John Adam’s significant recent experience as counsel includes representing:

  • Four investors in the Spanish photovoltaic sector in three arbitrations under the SCC Rules against the Kingdom of Spain. The claims, which are brought under the Energy Charter Treaty, arise from Spain’s measures leading up to the abolition of its renewable energy Feed-in-Tariff regime for photovoltaic facilities, and turn inter alia on issues of indirect expropriation and the fair and equitable treatment standard. The arbitrations are seated in Madrid and Stockholm and are being conducted in English and Spanish.
  • Mercuria Energy Group Ltd., a Cypriot energy company, as claimant in an arbitration under the SCC Rules against the Republic of Poland. The dispute arose out of the Polish Authorities’ conduct in relation to an alleged failure to keep and to establish mandatory reserves of refined products, related breaches of the fair and equitable treatment standard. The claims were brought under the Energy Charter Treaty and the arbitration was conducted in English.

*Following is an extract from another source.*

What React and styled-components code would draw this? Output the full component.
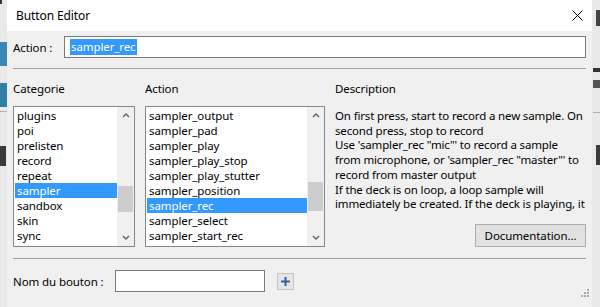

  • A Spanish-Mexican Joint Venture in an ICC arbitration seated in Latin America concerning the construction of a large-scale, sophisticated hydrocarbons export port facility in the Caribbean. The case presents issues of wrongful termination, alterations to the original scope of the project, delay and disruption, and misapplication of performance and advance payment guarantees. The dispute was also ventilated before an Emergency Arbitrator. The arbitration is being conducted in Spanish.
  • A Latin American conglomerate as claimant in an ICC arbitration seated in Paris, against a European car manufacturer. The dispute relates to the wrongful termination of an agency agreement. The law of a Latin American country applies and the arbitration is being conducted in English.
  • A European construction conglomerate in an arbitration seated in Paris under the ICC Rules, against a state-owned oil and gas company. The dispute concerns the expansion and refurbishment of a refinery in Southern Europe under an EPCm Contract. The arbitration is being conducted in English.
  • The European subsidiary of North American company in the defense industry in an arbitration under the aegis of Commercial Arbitration Center of the Portuguese Chamber of Commerce and Industry, against the Republic of Portugal. The dispute concerned the termination of a series of contracts related to the supply of armoured wheeled vehicles. Portuguese law applied. The proceedings were conducted in Portuguese.
  • A Latin American construction company in an ICC arbitration seated in Latin America against the local subsidiary of a Spanish company, concerning the construction of a hydroelectric power plant in a Central American country. The dispute relates to owner-induced delays to the completion of the project, loss of productivity, and the determination of responsibility for design and scope under the FIDIC Silver Book form of contract. The language of the proceedings is Spanish.
  • A South American state-owned Company in a CAM Santiago (Chile) Arbitration concerning the interpretation of a suite of gas supply contracts. In particular, the dispute turns on whether certain contracts were terminated and, if so, the effect such termination had on the price of gas sold pursuant to a pass-through gas supply contract (the survival of which was also at issue). The language of the proceedings was Spanish.
  • A major European construction company as claimant in an ICC arbitration seated in Miami against the Latin American subsidiary of a European power conglomerate as respondent, concerning the termination of a contract for the construction of a hydroelectric plant in Central America. The arbitration is governed by New York law. At issue is whether termination of the contract was lawful. Our client seeks an extension of time and attendant prolongation costs, as well as damages and additional payment for unpaid change orders and out-of-scope work. The respondent has counterclaimed for the additional cost of completing construction. The arbitration is being conducted in English.
  • Three European chemical companies in an ICC arbitration seated in Geneva against the European subsidiaries of a large North American chemical concern. The dispute arose from a settlement agreement and confidentiality agreement in connection with a product used for the production of nylon. Swiss law applied. The proceedings were conducted in English.